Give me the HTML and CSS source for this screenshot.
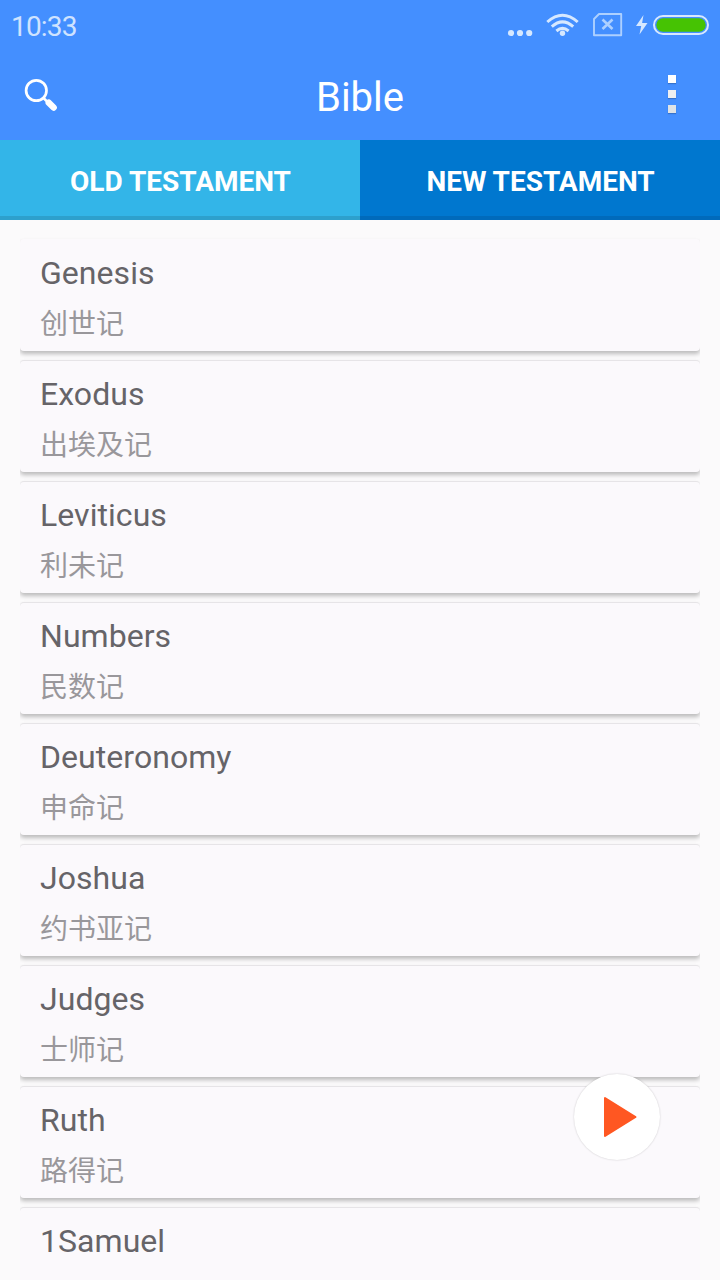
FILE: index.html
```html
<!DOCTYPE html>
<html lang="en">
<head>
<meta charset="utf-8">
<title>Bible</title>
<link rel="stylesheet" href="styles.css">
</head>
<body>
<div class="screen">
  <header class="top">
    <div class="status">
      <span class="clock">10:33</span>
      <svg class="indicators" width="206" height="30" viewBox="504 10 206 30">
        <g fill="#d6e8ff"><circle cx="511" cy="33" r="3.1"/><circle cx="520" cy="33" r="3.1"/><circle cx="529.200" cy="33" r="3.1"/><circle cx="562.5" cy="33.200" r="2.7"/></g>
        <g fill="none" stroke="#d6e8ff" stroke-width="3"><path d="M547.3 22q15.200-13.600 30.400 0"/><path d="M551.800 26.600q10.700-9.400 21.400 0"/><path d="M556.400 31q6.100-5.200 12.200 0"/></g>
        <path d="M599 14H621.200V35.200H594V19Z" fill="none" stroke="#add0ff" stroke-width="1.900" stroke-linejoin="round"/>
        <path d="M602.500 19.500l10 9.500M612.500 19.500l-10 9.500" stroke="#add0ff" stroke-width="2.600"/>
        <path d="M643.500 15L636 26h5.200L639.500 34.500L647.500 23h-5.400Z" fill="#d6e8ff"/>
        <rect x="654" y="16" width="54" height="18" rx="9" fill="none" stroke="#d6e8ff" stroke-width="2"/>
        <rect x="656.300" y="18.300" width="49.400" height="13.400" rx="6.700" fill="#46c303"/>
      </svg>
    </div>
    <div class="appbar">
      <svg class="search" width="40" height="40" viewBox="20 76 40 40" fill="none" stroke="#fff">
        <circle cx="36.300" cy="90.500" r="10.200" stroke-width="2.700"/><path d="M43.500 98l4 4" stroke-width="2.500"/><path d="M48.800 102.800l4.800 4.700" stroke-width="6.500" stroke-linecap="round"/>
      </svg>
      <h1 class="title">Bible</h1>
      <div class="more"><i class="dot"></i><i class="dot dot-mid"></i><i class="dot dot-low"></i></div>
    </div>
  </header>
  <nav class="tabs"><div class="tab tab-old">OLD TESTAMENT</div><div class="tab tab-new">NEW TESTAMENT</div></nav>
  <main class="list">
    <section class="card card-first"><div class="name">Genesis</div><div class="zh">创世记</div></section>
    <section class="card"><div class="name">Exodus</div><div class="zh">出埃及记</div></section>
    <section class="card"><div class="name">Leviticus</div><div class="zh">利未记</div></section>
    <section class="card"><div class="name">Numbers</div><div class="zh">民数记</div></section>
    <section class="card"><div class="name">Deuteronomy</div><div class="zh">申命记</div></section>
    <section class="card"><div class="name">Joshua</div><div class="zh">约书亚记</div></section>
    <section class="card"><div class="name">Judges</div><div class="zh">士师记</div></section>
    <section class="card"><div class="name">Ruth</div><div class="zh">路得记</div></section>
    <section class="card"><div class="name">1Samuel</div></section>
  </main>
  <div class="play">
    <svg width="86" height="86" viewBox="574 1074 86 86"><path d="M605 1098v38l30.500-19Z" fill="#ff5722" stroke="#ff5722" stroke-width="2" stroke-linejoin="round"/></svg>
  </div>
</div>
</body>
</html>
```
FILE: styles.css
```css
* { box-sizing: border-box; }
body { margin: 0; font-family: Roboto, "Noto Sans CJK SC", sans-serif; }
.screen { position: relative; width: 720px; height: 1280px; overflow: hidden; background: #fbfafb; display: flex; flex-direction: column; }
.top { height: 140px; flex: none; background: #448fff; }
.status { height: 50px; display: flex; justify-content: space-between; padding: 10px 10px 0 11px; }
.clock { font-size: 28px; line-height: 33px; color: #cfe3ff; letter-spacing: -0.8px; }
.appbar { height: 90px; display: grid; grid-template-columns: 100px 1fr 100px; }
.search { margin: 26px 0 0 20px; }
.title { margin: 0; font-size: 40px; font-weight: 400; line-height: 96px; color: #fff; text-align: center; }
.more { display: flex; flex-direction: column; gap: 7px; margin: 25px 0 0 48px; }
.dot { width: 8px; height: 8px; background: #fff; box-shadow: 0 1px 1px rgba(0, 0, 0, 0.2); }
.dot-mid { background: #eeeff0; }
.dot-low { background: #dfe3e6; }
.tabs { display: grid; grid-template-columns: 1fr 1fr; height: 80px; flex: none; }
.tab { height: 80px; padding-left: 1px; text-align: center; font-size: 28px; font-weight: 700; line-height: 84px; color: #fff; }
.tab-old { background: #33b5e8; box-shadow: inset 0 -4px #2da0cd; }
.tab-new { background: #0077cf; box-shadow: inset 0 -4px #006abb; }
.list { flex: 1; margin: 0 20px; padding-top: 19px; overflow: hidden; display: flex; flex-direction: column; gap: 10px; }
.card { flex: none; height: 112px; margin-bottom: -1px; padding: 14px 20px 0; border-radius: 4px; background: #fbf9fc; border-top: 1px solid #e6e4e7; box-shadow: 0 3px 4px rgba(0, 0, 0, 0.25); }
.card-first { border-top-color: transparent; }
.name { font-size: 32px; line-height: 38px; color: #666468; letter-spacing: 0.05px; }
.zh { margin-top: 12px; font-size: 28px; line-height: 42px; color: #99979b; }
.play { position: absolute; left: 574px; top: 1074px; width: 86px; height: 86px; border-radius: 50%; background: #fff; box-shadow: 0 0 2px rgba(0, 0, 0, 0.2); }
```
###
__Directive__: Would you return the data exactly as written, without the pictures?

__Exercise answer__:
Give me the HTML and CSS source for this screenshot.
FILE: index.html
```html
<!DOCTYPE html>
<html lang="en">
<head>
<meta charset="utf-8">
<title>Bible</title>
<link rel="stylesheet" href="styles.css">
</head>
<body>
<div class="screen">
  <header class="top">
    <div class="status">
      <span class="clock">10:33</span>
      <svg class="indicators" width="206" height="30" viewBox="504 10 206 30">
        <g fill="#d6e8ff"><circle cx="511" cy="33" r="3.1"/><circle cx="520" cy="33" r="3.1"/><circle cx="529.200" cy="33" r="3.1"/><circle cx="562.5" cy="33.200" r="2.7"/></g>
        <g fill="none" stroke="#d6e8ff" stroke-width="3"><path d="M547.3 22q15.200-13.600 30.400 0"/><path d="M551.800 26.600q10.700-9.400 21.400 0"/><path d="M556.400 31q6.100-5.200 12.200 0"/></g>
        <path d="M599 14H621.200V35.200H594V19Z" fill="none" stroke="#add0ff" stroke-width="1.900" stroke-linejoin="round"/>
        <path d="M602.500 19.500l10 9.500M612.500 19.500l-10 9.500" stroke="#add0ff" stroke-width="2.600"/>
        <path d="M643.500 15L636 26h5.200L639.500 34.500L647.500 23h-5.400Z" fill="#d6e8ff"/>
        <rect x="654" y="16" width="54" height="18" rx="9" fill="none" stroke="#d6e8ff" stroke-width="2"/>
        <rect x="656.300" y="18.300" width="49.400" height="13.400" rx="6.700" fill="#46c303"/>
      </svg>
    </div>
    <div class="appbar">
      <svg class="search" width="40" height="40" viewBox="20 76 40 40" fill="none" stroke="#fff">
        <circle cx="36.300" cy="90.500" r="10.200" stroke-width="2.700"/><path d="M43.500 98l4 4" stroke-width="2.500"/><path d="M48.800 102.800l4.800 4.700" stroke-width="6.500" stroke-linecap="round"/>
      </svg>
      <h1 class="title">Bible</h1>
      <div class="more"><i class="dot"></i><i class="dot dot-mid"></i><i class="dot dot-low"></i></div>
    </div>
  </header>
  <nav class="tabs"><div class="tab tab-old">OLD TESTAMENT</div><div class="tab tab-new">NEW TESTAMENT</div></nav>
  <main class="list">
    <section class="card card-first"><div class="name">Genesis</div><div class="zh">创世记</div></section>
    <section class="card"><div class="name">Exodus</div><div class="zh">出埃及记</div></section>
    <section class="card"><div class="name">Leviticus</div><div class="zh">利未记</div></section>
    <section class="card"><div class="name">Numbers</div><div class="zh">民数记</div></section>
    <section class="card"><div class="name">Deuteronomy</div><div class="zh">申命记</div></section>
    <section class="card"><div class="name">Joshua</div><div class="zh">约书亚记</div></section>
    <section class="card"><div class="name">Judges</div><div class="zh">士师记</div></section>
    <section class="card"><div class="name">Ruth</div><div class="zh">路得记</div></section>
    <section class="card"><div class="name">1Samuel</div></section>
  </main>
  <div class="play">
    <svg width="86" height="86" viewBox="574 1074 86 86"><path d="M605 1098v38l30.500-19Z" fill="#ff5722" stroke="#ff5722" stroke-width="2" stroke-linejoin="round"/></svg>
  </div>
</div>
</body>
</html>
```
FILE: styles.css
```css
* { box-sizing: border-box; }
body { margin: 0; font-family: Roboto, "Noto Sans CJK SC", sans-serif; }
.screen { position: relative; width: 720px; height: 1280px; overflow: hidden; background: #fbfafb; display: flex; flex-direction: column; }
.top { height: 140px; flex: none; background: #448fff; }
.status { height: 50px; display: flex; justify-content: space-between; padding: 10px 10px 0 11px; }
.clock { font-size: 28px; line-height: 33px; color: #cfe3ff; letter-spacing: -0.8px; }
.appbar { height: 90px; display: grid; grid-template-columns: 100px 1fr 100px; }
.search { margin: 26px 0 0 20px; }
.title { margin: 0; font-size: 40px; font-weight: 400; line-height: 96px; color: #fff; text-align: center; }
.more { display: flex; flex-direction: column; gap: 7px; margin: 25px 0 0 48px; }
.dot { width: 8px; height: 8px; background: #fff; box-shadow: 0 1px 1px rgba(0, 0, 0, 0.2); }
.dot-mid { background: #eeeff0; }
.dot-low { background: #dfe3e6; }
.tabs { display: grid; grid-template-columns: 1fr 1fr; height: 80px; flex: none; }
.tab { height: 80px; padding-left: 1px; text-align: center; font-size: 28px; font-weight: 700; line-height: 84px; color: #fff; }
.tab-old { background: #33b5e8; box-shadow: inset 0 -4px #2da0cd; }
.tab-new { background: #0077cf; box-shadow: inset 0 -4px #006abb; }
.list { flex: 1; margin: 0 20px; padding-top: 19px; overflow: hidden; display: flex; flex-direction: column; gap: 10px; }
.card { flex: none; height: 112px; margin-bottom: -1px; padding: 14px 20px 0; border-radius: 4px; background: #fbf9fc; border-top: 1px solid #e6e4e7; box-shadow: 0 3px 4px rgba(0, 0, 0, 0.25); }
.card-first { border-top-color: transparent; }
.name { font-size: 32px; line-height: 38px; color: #666468; letter-spacing: 0.05px; }
.zh { margin-top: 12px; font-size: 28px; line-height: 42px; color: #99979b; }
.play { position: absolute; left: 574px; top: 1074px; width: 86px; height: 86px; border-radius: 50%; background: #fff; box-shadow: 0 0 2px rgba(0, 0, 0, 0.2); }
```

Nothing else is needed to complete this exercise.